George Washington's birthday came and went and I still didn't have my peas in the ground.  My garden area is far from ready to plant, so I found an alternate home for this year's pea crop.  When we first moved in a planted this weed flower bed with strawberries, thyme, and winter savory.  I hope to get a jasmine or clematis or some nice smelling climbing flower to plant along the trellis, but for now it will get peas. Yay, peas!



I recently started on the garden.  I found that putting cardboard down over the lamium didn't really do anything to it. When I pulled up the cardboard there was still happy little green sprouts of lamium completely covering my future garden.  That means lots of back-breaking work with a hoe... or does it?


I started out near the edge of the grass and started working my way towards the fence. At about 5 feet out I found the edge of the landscape fabric I noticed last time I was working outside. After some muscle flexing, I discovered that there are two 3 foot strips of landscape fabric running along the fence, covered in a couple inches of soils and a bunch of weeds. We were able to pull up the outer strip before we lost the light. If the ground would dry out a bit, and I had a strong helper, I would quickly be able to pull the rest of the fabric and begin leveling out the area in preparation for installing raised beds.  I'm currently thinking I will start with two 4x4 beds and try my hand at square foot gardening. This first year will be quite the experiment to see what we can grow in the filtered sunlight.

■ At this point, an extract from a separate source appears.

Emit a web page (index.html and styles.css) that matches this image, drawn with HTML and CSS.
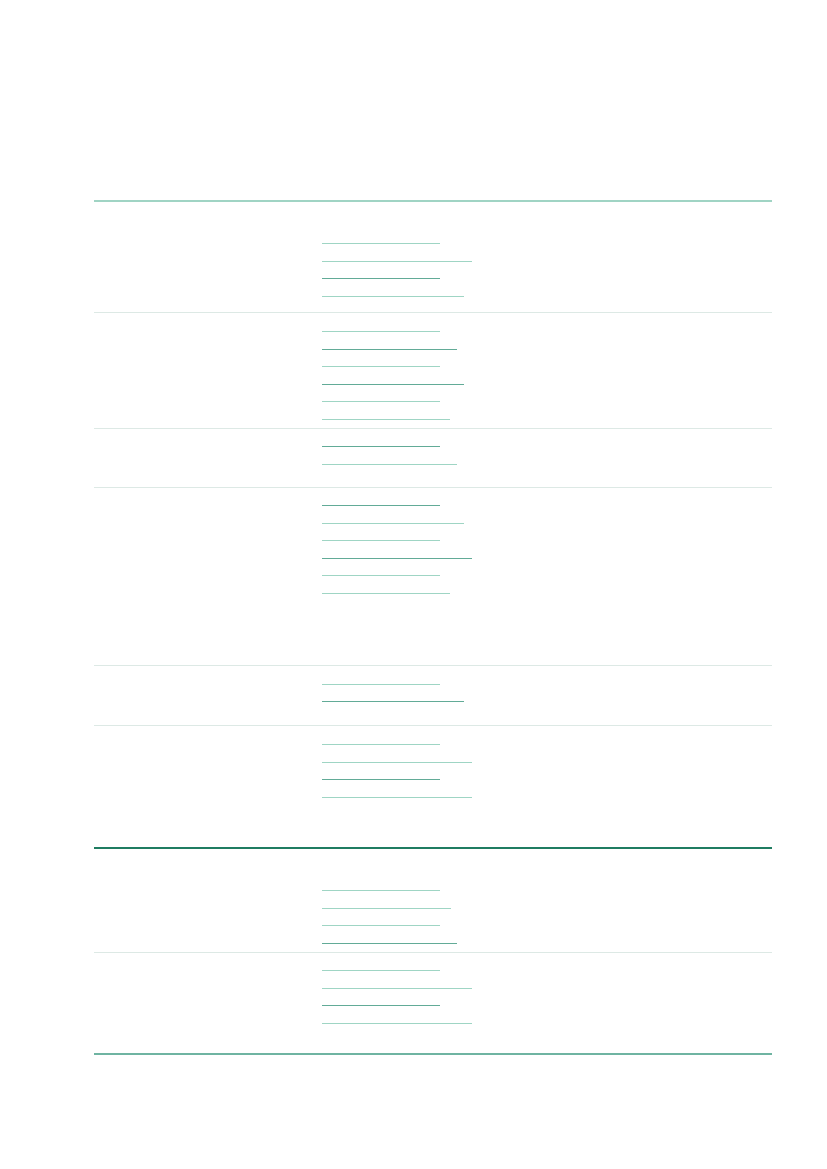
FILE: index.html
```html
<!DOCTYPE html>
<html lang="en">
<head>
<meta charset="utf-8">
<title>Table</title>
<link rel="stylesheet" href="styles.css">
</head>
<body>
<div class="page">
  <div class="table">
    <div class="row r1 first">
      <div class="cell"></div>
      <div class="cell links">
        <span class="lk w118"></span>
        <span class="lk w150"></span>
        <span class="lk w118 dk"></span>
        <span class="lk w142"></span>
      </div>
      <div class="cell"></div>
    </div>
    <div class="row r2">
      <div class="cell"></div>
      <div class="cell links">
        <span class="lk w118"></span>
        <span class="lk w135 dk"></span>
        <span class="lk w118"></span>
        <span class="lk w142 dk"></span>
        <span class="lk w118"></span>
        <span class="lk w128"></span>
      </div>
      <div class="cell"></div>
    </div>
    <div class="row r3">
      <div class="cell"></div>
      <div class="cell links">
        <span class="lk w118 dk"></span>
        <span class="lk w135"></span>
      </div>
      <div class="cell"></div>
    </div>
    <div class="row r4">
      <div class="cell"></div>
      <div class="cell links">
        <span class="lk w118 dk"></span>
        <span class="lk w142"></span>
        <span class="lk w118"></span>
        <span class="lk w150 dk"></span>
        <span class="lk w118"></span>
        <span class="lk w128"></span>
      </div>
      <div class="cell"></div>
    </div>
    <div class="row r5">
      <div class="cell"></div>
      <div class="cell links">
        <span class="lk w118"></span>
        <span class="lk w142 dk"></span>
      </div>
      <div class="cell"></div>
    </div>
    <div class="row r6">
      <div class="cell"></div>
      <div class="cell links">
        <span class="lk w118"></span>
        <span class="lk w150"></span>
        <span class="lk w118 dk"></span>
        <span class="lk w150"></span>
      </div>
      <div class="cell"></div>
    </div>
    <div class="row r7 strong">
      <div class="cell"></div>
      <div class="cell links">
        <span class="lk w118"></span>
        <span class="lk w129"></span>
        <span class="lk w118"></span>
        <span class="lk w135 dk"></span>
      </div>
      <div class="cell"></div>
    </div>
    <div class="row r8 last">
      <div class="cell"></div>
      <div class="cell links">
        <span class="lk w118"></span>
        <span class="lk w150"></span>
        <span class="lk w118 dk"></span>
        <span class="lk w150"></span>
      </div>
      <div class="cell"></div>
    </div>
  </div>
</div>
</body>
</html>
```
FILE: styles.css
```css
html, body {
  margin: 0;
  padding: 0;
  background: #ffffff;
  font-family: "Liberation Sans", Arial, sans-serif;
}
.page {
  padding: 200px 55px 0 94px;
  width: 678px;
}
.table {
  width: 678px;
}
.row {
  display: grid;
  grid-template-columns: 206px 257px 215px;
  box-sizing: border-box;
}
.cell {
  box-sizing: border-box;
  border-top: 1px solid #dde9e5;
}
.row.first .cell {
  border-top: 2px solid #a0d4c4;
}
.row.strong .cell {
  border-top: 2px solid #1f7c61;
}
.row.last .cell {
  border-bottom: 2px solid #6fb4a2;
}
.links {
  display: flex;
  flex-direction: column;
  padding-left: 22px;
}
.lk {
  display: block;
  height: 16.5px;
  flex: none;
  border-bottom: 1px solid #9fd5c4;
}
.lk.dk {
  border-bottom-color: #62ab97;
}
.w118 { width: 118px; }
.w128 { width: 128px; }
.w129 { width: 129px; }
.w135 { width: 135px; }
.w142 { width: 142px; }
.w150 { width: 150px; }

.r1 { height: 112px; }
.r1 .links { padding-top: 24.5px; }
.r2 { height: 116px; }
.r2 .links { padding-top: 1.5px; }
.r3 { height: 59px; }
.r3 .links { padding-top: 0.5px; }
.r4 { height: 178px; }
.r4 .links { padding-top: 0.5px; }
.r5 { height: 60px; }
.r5 .links { padding-top: 1px; }
.r6 { height: 122px; }
.r6 .links { padding-top: 1.5px; }
.r7 { height: 105px; }
.r7 .links { padding-top: 24.5px; }
.r8 { height: 103px; }
.r8 .links { padding-top: 0.5px; }
```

When I realized I couldn't pull up the heavy fabric on my own last night, I switched to the back corner bed.  The bed itself doesn't seem to be in bad shape once the weeds got pulled.  However, there are blackberries coming at it from two sides.  I think that the corner of my neighbor's yard was once an attempt at a compost pile, but it never got hot enough to kill the weeds and now it's a blackberry haven.  The other option is that the corner diagonal from us is overgrown with blackberries and they've taken over the old compost heap. Or a combination of the two. Either way, it will be a constant battle to keep the blackberry suckers from taking over. I'm going to put rhubarb back there, and while the flavors go well together, keep those pokey bushes away from my edibles!!